• _PROBLEM STATEMENT_
Go through the entries below and pick out every line with "screenshot".

-- Begin MATERIAL --

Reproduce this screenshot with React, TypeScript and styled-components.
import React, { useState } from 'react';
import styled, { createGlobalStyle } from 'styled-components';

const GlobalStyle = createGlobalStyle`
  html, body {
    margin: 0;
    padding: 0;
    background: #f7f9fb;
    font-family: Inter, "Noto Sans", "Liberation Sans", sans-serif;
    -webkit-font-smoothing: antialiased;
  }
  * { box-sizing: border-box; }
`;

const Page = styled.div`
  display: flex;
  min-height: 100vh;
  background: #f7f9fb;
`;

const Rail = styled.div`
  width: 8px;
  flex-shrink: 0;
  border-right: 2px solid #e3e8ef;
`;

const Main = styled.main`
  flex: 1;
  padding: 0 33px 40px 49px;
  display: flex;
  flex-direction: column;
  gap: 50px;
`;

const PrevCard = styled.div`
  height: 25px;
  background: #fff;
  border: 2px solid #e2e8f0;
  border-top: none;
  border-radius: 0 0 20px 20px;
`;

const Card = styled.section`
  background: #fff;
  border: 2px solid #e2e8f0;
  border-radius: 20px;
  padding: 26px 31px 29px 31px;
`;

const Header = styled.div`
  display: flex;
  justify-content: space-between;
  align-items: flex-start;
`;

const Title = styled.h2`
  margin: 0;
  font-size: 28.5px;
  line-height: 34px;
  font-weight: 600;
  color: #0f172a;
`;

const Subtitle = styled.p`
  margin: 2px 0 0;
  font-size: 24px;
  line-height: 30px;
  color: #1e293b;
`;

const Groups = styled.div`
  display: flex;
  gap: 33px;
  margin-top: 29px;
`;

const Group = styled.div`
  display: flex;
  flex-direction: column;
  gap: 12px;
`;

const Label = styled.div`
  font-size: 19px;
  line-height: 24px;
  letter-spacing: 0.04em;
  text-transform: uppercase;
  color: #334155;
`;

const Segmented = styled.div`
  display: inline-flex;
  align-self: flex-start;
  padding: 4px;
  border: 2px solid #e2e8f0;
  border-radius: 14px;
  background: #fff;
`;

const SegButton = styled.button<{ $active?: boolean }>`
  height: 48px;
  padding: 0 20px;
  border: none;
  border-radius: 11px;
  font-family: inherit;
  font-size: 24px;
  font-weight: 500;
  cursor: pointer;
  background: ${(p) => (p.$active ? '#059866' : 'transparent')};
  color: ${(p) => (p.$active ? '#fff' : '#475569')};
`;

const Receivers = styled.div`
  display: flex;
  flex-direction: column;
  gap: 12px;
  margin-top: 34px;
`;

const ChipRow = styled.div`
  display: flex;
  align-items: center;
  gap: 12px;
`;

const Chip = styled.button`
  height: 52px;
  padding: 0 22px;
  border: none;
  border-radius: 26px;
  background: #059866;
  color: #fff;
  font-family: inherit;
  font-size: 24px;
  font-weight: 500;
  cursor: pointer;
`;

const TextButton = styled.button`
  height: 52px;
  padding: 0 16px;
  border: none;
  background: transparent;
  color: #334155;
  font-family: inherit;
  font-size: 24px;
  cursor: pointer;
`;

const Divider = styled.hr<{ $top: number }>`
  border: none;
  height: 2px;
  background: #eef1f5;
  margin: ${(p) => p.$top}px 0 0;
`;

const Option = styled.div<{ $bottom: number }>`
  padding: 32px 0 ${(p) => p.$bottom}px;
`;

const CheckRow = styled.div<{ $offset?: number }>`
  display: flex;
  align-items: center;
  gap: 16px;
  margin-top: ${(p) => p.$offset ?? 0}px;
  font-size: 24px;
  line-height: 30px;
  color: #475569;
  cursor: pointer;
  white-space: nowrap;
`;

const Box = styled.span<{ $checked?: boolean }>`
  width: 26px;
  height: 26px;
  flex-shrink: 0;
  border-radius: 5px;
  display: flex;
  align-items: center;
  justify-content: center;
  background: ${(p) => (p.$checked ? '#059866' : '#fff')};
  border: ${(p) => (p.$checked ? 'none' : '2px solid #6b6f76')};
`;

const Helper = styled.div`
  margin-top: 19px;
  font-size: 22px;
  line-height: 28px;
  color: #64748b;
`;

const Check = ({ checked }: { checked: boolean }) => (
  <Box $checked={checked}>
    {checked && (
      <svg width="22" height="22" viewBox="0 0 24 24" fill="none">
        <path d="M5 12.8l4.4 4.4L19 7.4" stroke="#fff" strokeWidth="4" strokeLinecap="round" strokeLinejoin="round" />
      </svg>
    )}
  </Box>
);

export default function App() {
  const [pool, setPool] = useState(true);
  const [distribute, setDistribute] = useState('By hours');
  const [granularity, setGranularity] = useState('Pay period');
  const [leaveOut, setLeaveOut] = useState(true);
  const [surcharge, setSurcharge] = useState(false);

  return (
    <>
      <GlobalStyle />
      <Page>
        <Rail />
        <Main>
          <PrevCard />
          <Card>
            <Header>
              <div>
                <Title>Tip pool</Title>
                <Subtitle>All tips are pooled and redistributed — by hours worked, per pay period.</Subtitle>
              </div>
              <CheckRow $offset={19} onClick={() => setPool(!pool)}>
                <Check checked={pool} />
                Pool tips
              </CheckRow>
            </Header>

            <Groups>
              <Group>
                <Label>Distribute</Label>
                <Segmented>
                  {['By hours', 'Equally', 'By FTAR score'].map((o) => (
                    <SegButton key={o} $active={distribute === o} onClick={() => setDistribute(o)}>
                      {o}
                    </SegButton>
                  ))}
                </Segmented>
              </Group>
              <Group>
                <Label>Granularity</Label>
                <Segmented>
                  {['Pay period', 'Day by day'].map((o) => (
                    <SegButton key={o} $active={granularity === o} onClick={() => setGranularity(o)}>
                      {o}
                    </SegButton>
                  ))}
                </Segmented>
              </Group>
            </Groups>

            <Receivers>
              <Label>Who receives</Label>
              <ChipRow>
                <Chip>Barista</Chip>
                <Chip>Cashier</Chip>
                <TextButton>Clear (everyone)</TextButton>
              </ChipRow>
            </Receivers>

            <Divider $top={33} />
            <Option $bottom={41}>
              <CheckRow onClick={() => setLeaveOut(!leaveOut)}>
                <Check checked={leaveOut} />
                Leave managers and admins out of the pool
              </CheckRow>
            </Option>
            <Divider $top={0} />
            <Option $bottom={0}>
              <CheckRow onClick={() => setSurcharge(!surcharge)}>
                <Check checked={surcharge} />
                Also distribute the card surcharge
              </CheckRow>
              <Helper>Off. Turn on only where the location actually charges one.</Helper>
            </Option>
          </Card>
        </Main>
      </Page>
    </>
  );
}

-- End MATERIAL --
-- Begin MATERIAL --

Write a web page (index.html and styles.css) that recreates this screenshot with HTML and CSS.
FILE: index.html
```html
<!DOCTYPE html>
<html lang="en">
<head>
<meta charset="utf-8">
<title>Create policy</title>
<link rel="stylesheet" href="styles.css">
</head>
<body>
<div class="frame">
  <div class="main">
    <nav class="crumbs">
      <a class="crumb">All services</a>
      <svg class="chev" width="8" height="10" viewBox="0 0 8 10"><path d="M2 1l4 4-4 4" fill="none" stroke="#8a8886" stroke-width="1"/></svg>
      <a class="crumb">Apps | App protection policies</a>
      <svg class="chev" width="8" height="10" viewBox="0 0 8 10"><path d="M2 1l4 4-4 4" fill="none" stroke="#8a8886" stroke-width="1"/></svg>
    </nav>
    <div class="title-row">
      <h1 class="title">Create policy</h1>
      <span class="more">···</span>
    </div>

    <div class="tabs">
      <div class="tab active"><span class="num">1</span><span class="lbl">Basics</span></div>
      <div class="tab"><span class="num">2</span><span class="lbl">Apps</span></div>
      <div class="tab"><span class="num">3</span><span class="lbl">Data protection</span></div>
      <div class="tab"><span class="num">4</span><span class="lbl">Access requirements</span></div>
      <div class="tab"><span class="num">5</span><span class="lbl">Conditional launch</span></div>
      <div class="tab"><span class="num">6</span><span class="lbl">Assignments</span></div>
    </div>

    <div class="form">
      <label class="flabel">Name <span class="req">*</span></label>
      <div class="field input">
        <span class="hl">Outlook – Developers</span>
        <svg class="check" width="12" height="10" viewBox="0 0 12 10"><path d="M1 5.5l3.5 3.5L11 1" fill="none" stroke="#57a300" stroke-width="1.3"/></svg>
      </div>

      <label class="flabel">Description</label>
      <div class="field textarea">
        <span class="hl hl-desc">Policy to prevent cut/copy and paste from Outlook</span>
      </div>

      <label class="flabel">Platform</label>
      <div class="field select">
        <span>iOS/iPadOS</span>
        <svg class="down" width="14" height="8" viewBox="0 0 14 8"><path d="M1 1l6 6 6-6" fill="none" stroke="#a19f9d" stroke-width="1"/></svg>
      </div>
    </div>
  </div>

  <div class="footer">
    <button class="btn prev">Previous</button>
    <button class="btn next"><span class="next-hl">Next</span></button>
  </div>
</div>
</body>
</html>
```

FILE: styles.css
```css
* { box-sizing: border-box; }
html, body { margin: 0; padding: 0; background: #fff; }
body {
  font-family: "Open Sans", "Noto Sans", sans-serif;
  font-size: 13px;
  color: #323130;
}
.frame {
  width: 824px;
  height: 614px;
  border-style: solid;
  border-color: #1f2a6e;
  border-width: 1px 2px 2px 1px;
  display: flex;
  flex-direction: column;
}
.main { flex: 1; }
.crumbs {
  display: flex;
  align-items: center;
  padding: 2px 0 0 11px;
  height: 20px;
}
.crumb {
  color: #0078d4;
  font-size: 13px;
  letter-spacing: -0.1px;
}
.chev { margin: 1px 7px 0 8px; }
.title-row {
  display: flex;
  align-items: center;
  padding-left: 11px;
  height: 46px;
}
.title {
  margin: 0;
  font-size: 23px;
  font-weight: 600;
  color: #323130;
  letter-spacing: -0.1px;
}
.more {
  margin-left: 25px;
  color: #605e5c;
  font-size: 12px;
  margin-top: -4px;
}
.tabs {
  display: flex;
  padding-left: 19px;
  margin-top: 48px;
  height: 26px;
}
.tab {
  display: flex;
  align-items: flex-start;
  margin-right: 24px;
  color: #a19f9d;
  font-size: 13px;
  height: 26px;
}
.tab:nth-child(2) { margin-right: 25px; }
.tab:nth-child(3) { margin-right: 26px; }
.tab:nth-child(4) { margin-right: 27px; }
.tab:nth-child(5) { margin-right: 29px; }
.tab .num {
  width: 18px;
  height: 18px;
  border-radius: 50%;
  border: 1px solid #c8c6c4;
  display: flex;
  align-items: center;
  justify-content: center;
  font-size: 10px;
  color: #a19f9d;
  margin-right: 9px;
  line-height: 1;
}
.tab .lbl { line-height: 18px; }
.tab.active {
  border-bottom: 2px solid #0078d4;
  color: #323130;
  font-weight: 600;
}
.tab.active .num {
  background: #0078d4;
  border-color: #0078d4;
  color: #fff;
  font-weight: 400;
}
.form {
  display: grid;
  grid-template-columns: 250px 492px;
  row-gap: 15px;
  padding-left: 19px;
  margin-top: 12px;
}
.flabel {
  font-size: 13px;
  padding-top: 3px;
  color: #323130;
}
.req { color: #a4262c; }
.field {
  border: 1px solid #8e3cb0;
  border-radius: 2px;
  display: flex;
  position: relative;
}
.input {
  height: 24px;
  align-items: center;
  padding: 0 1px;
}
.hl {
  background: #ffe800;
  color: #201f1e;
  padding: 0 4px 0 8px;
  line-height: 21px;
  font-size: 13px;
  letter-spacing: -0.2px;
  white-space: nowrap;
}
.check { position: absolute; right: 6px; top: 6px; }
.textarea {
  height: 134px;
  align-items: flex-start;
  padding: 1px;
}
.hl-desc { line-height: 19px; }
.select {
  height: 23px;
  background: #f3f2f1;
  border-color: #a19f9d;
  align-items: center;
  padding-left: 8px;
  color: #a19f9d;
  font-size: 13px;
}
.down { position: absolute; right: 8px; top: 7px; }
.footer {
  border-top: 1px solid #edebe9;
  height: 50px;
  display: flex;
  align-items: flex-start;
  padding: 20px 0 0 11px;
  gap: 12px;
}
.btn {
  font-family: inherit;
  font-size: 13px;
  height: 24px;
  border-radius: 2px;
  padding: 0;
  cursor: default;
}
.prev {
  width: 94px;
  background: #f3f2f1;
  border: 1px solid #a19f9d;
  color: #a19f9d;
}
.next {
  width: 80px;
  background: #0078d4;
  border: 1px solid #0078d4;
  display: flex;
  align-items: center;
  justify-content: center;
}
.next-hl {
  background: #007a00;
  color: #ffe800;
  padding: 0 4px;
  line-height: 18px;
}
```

-- End MATERIAL --

• _OUTPUT FOR THIS EXERCISE_
Reproduce this screenshot with React, TypeScript and styled-components.
Write a web page (index.html and styles.css) that recreates this screenshot with HTML and CSS.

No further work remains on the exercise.